• [Your task]: Note how many lines contain "screenshot" and give that number, with nothing else.

• [Data supplied]:
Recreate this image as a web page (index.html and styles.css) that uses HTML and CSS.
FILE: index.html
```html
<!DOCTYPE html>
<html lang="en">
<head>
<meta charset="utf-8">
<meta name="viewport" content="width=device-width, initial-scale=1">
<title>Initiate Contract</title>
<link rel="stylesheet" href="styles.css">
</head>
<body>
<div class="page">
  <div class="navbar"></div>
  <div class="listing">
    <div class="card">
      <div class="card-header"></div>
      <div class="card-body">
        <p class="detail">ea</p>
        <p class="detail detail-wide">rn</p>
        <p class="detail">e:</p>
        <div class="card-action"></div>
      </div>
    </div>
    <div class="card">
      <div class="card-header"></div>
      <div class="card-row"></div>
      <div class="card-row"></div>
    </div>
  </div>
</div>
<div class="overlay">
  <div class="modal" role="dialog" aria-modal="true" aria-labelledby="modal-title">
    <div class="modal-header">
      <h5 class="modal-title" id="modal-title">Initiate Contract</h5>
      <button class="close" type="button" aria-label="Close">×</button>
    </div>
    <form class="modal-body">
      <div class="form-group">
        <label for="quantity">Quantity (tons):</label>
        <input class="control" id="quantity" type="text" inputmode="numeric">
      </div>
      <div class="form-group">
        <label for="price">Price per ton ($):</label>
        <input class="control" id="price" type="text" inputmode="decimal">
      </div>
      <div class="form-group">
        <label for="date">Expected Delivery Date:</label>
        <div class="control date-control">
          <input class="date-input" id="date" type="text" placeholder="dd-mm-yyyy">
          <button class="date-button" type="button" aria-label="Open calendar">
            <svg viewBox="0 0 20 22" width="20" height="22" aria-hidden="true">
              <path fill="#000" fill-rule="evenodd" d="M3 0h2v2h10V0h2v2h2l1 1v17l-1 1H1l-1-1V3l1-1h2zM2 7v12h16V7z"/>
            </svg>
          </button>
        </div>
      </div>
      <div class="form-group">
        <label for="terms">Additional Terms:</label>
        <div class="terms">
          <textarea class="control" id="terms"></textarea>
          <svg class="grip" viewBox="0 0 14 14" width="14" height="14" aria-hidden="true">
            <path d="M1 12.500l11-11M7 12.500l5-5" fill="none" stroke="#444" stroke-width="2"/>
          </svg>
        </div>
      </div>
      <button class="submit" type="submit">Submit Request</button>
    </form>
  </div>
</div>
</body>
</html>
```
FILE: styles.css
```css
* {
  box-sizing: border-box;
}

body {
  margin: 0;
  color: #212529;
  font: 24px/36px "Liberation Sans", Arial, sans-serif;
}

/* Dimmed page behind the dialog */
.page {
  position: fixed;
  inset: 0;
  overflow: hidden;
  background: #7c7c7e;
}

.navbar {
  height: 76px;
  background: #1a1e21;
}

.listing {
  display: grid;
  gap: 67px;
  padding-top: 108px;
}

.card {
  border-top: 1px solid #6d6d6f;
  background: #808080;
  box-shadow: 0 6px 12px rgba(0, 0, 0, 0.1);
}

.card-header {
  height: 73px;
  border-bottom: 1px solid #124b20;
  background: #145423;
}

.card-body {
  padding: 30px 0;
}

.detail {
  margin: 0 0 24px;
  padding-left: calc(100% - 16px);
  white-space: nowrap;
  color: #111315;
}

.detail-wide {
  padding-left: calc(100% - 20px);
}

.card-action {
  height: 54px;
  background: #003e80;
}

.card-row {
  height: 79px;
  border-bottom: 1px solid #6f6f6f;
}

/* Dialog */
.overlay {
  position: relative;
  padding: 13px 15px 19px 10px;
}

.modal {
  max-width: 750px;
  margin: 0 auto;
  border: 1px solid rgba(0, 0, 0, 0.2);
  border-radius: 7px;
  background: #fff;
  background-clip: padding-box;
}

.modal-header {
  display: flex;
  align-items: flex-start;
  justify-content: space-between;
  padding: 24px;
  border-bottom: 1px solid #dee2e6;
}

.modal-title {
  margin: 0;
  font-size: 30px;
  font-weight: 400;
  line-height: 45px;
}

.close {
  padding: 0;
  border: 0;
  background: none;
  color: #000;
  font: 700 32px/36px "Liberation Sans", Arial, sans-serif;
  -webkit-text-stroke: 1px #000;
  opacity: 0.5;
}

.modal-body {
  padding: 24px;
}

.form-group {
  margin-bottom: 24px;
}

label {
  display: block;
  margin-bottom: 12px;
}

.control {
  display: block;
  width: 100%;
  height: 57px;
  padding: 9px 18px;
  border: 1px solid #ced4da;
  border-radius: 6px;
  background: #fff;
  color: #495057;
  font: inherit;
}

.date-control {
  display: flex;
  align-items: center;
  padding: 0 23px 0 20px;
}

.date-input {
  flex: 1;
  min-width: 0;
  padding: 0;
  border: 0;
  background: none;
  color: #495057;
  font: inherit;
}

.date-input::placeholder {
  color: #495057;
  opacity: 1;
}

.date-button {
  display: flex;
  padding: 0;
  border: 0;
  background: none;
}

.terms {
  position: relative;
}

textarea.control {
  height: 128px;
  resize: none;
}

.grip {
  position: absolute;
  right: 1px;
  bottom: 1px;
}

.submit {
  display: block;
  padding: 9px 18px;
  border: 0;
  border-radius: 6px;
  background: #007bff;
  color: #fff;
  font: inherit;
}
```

---

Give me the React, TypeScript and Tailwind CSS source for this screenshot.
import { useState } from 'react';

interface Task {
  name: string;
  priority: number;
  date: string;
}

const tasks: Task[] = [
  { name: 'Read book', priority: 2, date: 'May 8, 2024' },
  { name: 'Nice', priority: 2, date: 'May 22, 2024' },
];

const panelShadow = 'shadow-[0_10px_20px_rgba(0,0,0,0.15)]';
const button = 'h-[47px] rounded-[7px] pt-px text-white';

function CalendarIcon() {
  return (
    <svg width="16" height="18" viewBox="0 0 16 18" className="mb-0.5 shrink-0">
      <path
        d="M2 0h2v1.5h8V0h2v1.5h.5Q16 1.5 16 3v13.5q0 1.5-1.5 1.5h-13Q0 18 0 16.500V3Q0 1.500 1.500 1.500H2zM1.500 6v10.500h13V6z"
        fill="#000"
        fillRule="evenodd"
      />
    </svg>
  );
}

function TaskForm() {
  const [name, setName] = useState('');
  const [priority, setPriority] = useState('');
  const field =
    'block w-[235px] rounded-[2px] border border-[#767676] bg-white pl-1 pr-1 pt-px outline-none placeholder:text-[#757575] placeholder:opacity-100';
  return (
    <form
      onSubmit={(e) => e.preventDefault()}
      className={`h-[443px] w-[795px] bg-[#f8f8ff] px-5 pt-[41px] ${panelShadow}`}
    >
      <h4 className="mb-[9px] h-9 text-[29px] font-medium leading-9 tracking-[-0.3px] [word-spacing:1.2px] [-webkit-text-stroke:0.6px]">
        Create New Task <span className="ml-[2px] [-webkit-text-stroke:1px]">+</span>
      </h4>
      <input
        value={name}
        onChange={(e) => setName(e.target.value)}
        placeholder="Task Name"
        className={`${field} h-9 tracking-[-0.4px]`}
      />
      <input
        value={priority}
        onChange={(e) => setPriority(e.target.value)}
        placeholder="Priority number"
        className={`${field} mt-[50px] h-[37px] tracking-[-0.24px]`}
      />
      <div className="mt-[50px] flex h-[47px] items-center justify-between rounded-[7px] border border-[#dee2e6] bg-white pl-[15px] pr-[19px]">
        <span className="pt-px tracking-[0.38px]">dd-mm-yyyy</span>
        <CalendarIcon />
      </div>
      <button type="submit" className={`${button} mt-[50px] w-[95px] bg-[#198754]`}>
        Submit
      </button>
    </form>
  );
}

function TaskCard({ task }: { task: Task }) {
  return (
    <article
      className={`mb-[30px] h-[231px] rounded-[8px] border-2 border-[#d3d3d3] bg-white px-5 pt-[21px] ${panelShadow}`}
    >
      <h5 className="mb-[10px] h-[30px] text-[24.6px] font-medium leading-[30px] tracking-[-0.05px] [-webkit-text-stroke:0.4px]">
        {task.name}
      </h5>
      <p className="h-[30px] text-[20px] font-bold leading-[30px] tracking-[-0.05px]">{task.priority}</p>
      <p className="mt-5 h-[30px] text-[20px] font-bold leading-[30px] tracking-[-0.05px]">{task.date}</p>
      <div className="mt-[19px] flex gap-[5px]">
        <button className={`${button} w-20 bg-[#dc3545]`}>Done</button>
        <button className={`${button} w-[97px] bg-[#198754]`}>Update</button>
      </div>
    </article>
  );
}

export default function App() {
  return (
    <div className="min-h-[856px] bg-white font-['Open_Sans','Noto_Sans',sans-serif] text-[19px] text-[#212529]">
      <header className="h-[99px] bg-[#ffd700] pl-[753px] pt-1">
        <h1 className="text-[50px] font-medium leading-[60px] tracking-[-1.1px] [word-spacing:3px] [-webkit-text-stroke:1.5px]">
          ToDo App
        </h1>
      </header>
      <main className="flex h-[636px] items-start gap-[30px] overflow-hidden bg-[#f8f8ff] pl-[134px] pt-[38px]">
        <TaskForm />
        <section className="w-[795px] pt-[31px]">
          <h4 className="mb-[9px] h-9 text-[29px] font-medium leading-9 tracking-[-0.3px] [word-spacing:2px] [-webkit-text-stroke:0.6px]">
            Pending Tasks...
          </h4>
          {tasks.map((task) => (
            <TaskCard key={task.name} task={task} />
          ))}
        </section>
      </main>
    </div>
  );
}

==

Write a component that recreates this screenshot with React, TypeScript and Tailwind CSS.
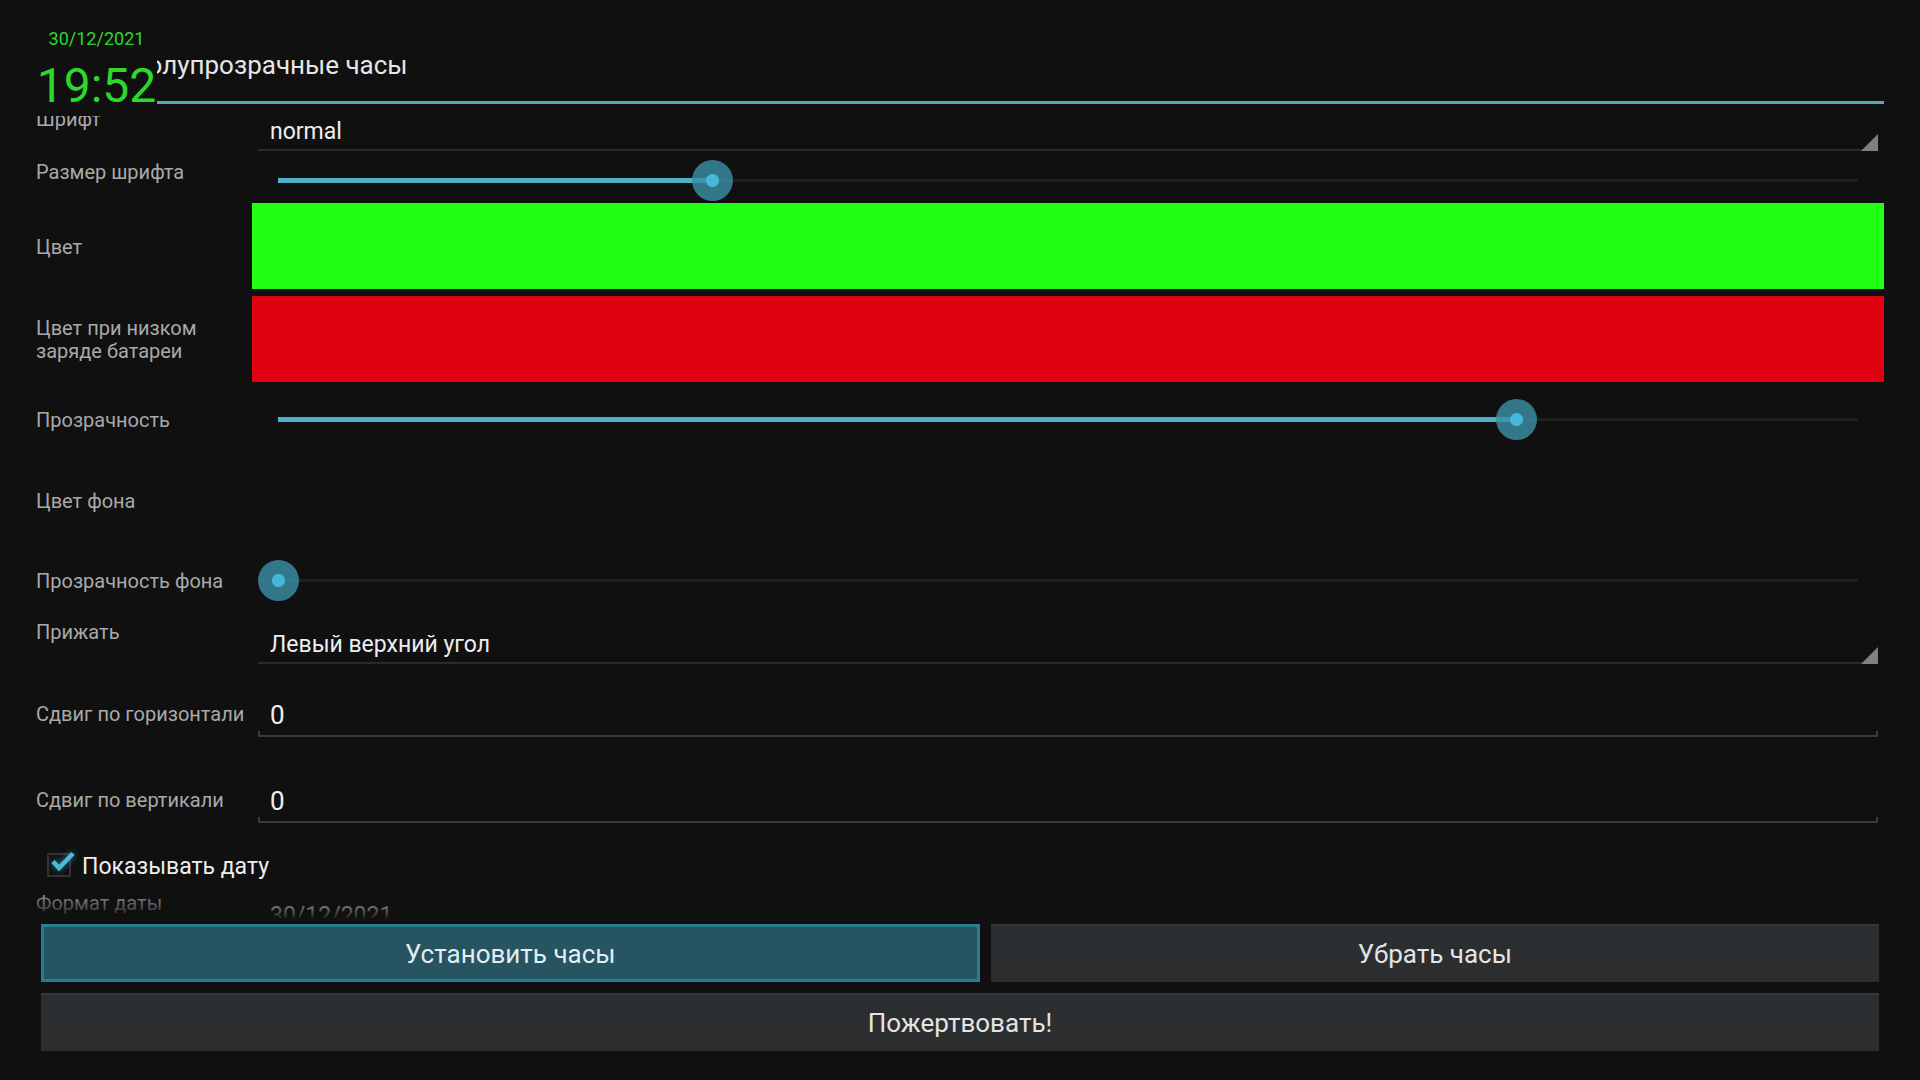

• [Output of the exercise]: 2